Resistance Theory for a Global Pandemic

Resistance Theory for a Global Pandemic

Protestants have a long history of resisting tyrannical governments. It was partly a function of disobedience to the papacy, though truth be told Roman Catholic bishops had their own long history of seeking the freedom of the church from oppressive civil magistrates. Here’s a simple way of defining the idea from Mark David Hall:

Within a generation of Calvin, virtually every reformed civil and ecclesiastical leader was convinced that the Bible taught that governments should be limited, that they should be based on the consent of the governed, that rulers should promote the common good and the Christian faith, and that unjust or ungodly rulers should be resisted or even overthrown.

What might this outlook mean for Christians complying with government orders to stay home and wash hands often? On the one hand, protecting public health is part of serving the common good. On the other hand, governments prohibiting worship violates limited government. Let’s not even go there to whether the governor of New York or POTUS is a godly ruler.

Kyle Borg breaks down the dilemma for Christians living under coronavirus restrictions this way, either obedience to just law or disobedience as a way of obeying God:

We need to be careful because if what the government is doing is lawful then to resist them is to resist God: “For there is no authority except from God, and those that exist have been instituted by God. Therefore whoever resists the authorities resists what God has appointed, and those who resist will incur judgment” (Romans 13:1-2). Yes, God is that serious about respecting and submitting to our governing authorities. On the other hand, if what the government is doing isn’t lawful then as Christians we have no choice: “We must obey God rather than men” (Acts 5:29).

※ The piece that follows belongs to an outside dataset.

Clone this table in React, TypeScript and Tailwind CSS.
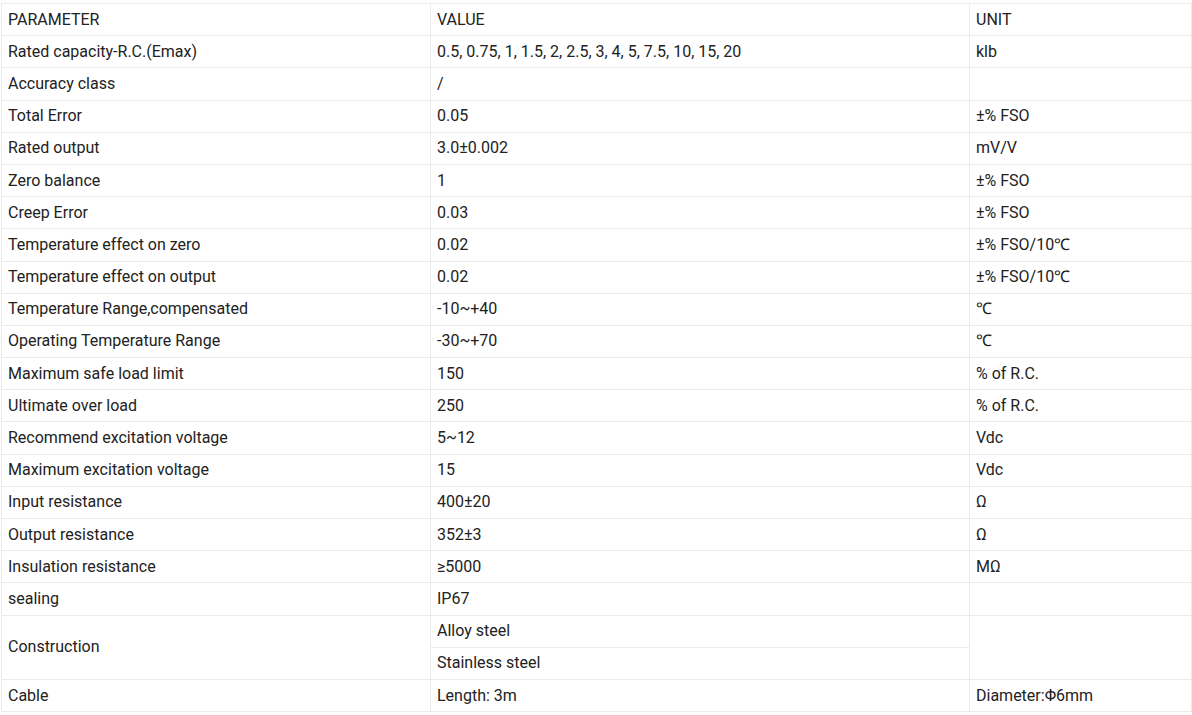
const rows: [string, string, string][] = [
  ['Rated capacity-R.C.(Emax)', '0.5, 0.75, 1, 1.5, 2, 2.5, 3, 4, 5, 7.5, 10, 15, 20', 'klb'],
  ['Accuracy class', '/', ''],
  ['Total Error', '0.05', '±% FSO'],
  ['Rated output', '3.0±0.002', 'mV/V'],
  ['Zero balance', '1', '±% FSO'],
  ['Creep Error', '0.03', '±% FSO'],
  ['Temperature effect on zero', '0.02', '±% FSO/10℃'],
  ['Temperature effect on output', '0.02', '±% FSO/10℃'],
  ['Temperature Range,compensated', '-10~+40', '℃'],
  ['Operating Temperature Range', '-30~+70', '℃'],
  ['Maximum safe load limit', '150', '% of R.C.'],
  ['Ultimate over load', '250', '% of R.C.'],
  ['Recommend excitation voltage', '5~12', 'Vdc'],
  ['Maximum excitation voltage', '15', 'Vdc'],
  ['Input resistance', '400±20', 'Ω'],
  ['Output resistance', '352±3', 'Ω'],
  ['Insulation resistance', '≥5000', 'MΩ'],
  ['sealing', 'IP67', ''],
];

const cell = 'border border-[#ebebeb] h-[32.2px] px-[6px] py-0 text-left font-normal align-middle';

export default function App() {
  return (
    <div className="bg-white pt-[3px] pl-[1px] text-[16px] text-[#222] leading-[20px]" style={{ fontFamily: 'Roboto, "Liberation Sans", sans-serif' }}>
      <table className="border-collapse w-[1190px] table-fixed">
        <colgroup>
          <col className="w-[429px]" />
          <col className="w-[539px]" />
          <col className="w-[222px]" />
        </colgroup>
        <thead>
          <tr>
            <th className={cell}>PARAMETER</th>
            <th className={cell}>VALUE</th>
            <th className={cell}>UNIT</th>
          </tr>
        </thead>
        <tbody>
          {rows.map(([p, v, u]) => (
            <tr key={p}>
              <td className={cell}>{p}</td>
              <td className={cell}>{v}</td>
              <td className={cell}>{u}</td>
            </tr>
          ))}
          <tr>
            <td className={cell} rowSpan={2}>Construction</td>
            <td className={cell}>Alloy steel</td>
            <td className={cell} rowSpan={2}></td>
          </tr>
          <tr>
            <td className={cell}>Stainless steel</td>
          </tr>
          <tr>
            <td className={cell}>Cable</td>
            <td className={cell}>Length: 3m</td>
            <td className={cell}>Diameter:Φ6mm</td>
          </tr>
        </tbody>
      </table>
    </div>
  );
}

That means, for practical purposes, the church cannot dictate to the state:

Biblically speaking, church and state are distinct but equal and cooperating authorities under the Lord Jesus Christ — the state is not over the church and the church is not over the state. We need to respect that distinction. It’s a point that’s been confused by American civil-religion but the church isn’t a political party, policy maker, lobbyist organization, or an institution of checks-and-balances for the civil government.

It also means, that if the state passes laws that require Christians to sin, disobedience is in order:

There are times when as Christians we need to disobey our governing authorities (see Acts 5:29). But it is only when they require us to be disobedient to God — when the only way we can obey them is to be unfaithful to God. For the Christian, civil disobedience doesn’t arise out of patriotic flag waving while holding the Bill of Rights; it doesn’t arise out of anti-government sentiment or political leanings; it doesn’t arise because we’re inconvenienced by the law or draconian measures.

But an important factor in between the Christian and God or between the believer and the government is lesser civil authorities. Calvin and other theologians who mentioned the possibility of resistance made sure to qualify that. Citizens themselves could not resist lawfully. They needed to have other parts of the government lead such insurrection. Modern government has this mechanism of resistance baked in through the system of checks and balances. In other words, a legislature can check an governor or president who overreaches legitimate authority.

Borg puts it this way by referring to the judicial branch of government:

We’re a nation and states that are governed within the parameters of a constitution. It could be that the restrictions on public gatherings as applied to religious assemblies is unconstitutional. Personally, I expect challenges to be made in the judicial courts which is the appropriate place for those challenges to be made (see Acts 25:10-12) — not the court of public opinion. But the unconstitutionality of a law is not the same thing as an unbiblical law.

But Congress or a state legislature also has authority to restrain the executive. This is what some call for in the case of Governor Whitmer’s policy in Michigan:

Among those who think Whitmer has gone too far, the next question pertains to the appropriate response. Some will leave it to social media posts. Others now circulate a petition seeking to recall her from office.

Their best answer resides in another part of Michigan’s government: the Legislature. Leaders in the Michigan Legislature have criticized the new order, including Speaker of the House Lee Chatfield and Senate Majority Leader Mike Shirkey. Moreover, members of both chambers already intervened individually to modify aspects of past orders. As a legislative body, they have power to do much more if they so choose.

Michigan’s constitution, like our national one and those of most other states, distributes its power among three branches — a Legislature, governor and courts. The relationship between those branches stems from the relationship between the powers our constitution gives them. . . .

As the source of Whitmer’s executive power, [lawmakers] possess the capacity to redirect it. They can amend the statutes on which the governor bases her actions. More to the point now, they could pass legislation that amends the current executive order to align with what they think best for the health — physically and economically — of the state of Michigan. Perhaps better lines can be drawn between essential and non-essential workers. Or maybe reasonable deviations between hot spots and other regions in the state could work.

The lesson apparently is if you protest at the state capital, make sure you wear a mask and are six feet from the other protesters. Otherwise, call your legislator. He or she has power to resist a governor who has gotten in over his or her head.